There are many industries. Economist group them into four market models: 1) pure competition which involves a very large number of firms producing a standardized producer. New firms may enter very easily. 2) Pure monopoly is a market structure in which one firm is the sole seller a product or service like a local electric company. Entry of additional firms is blocked so that one firm is the industry. 3)Monopolistic competition is characterized by a relatively large number of sellers producing differentiated product. 4)Oligopoly involves only a few sellers; this “fewness” means that each firm is affected by the decisions of rival and must take these decisions into account in determining its own price and output. Pure competition assumes that firms and resources are mobile among different kinds of industries.
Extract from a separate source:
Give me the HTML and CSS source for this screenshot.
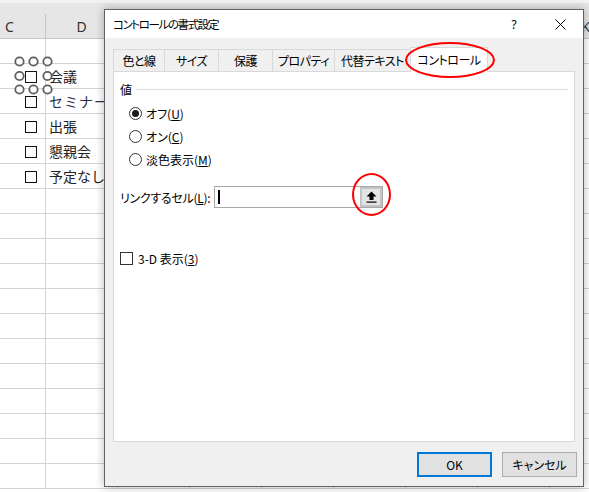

Agreeing with other industry members what price to charge is known as collusion. Collusion is defined as “Action in concert without any formal agreement… [it] is common when anti-monopoly legislation makes explicit agreements illegal or unenforceable. Its existence is [sometimes] extremely difficult to prove” Black et al (2012). Within this analysis, I will explain what collusion is, the different types, why firms may enter into this agreement, then outline a past example and finally explain why this silent or spoken agreement may break down. Collusive agreements or cartels may however be created by governments to protect and positively influence markets, examples of this are the US sugar manufacturing cartel (operating between 1934-74) and OPEC which is still in operation today.
The second market structure is a monopolistic competition. The conditions of this market are similar as for perfect competition except the product is not homogenous it is differentiated; thus having control over its price. (Nellis and Parker, 1997). There are many firms and freedom of entry into the industry, firms are price makers and are faced with a downward sloping demand curve as well as profit maximizers. Examples include; restaurant businesses, hotels and pubs, specialist retailing (builders) and consumer services (Sloman, 2013).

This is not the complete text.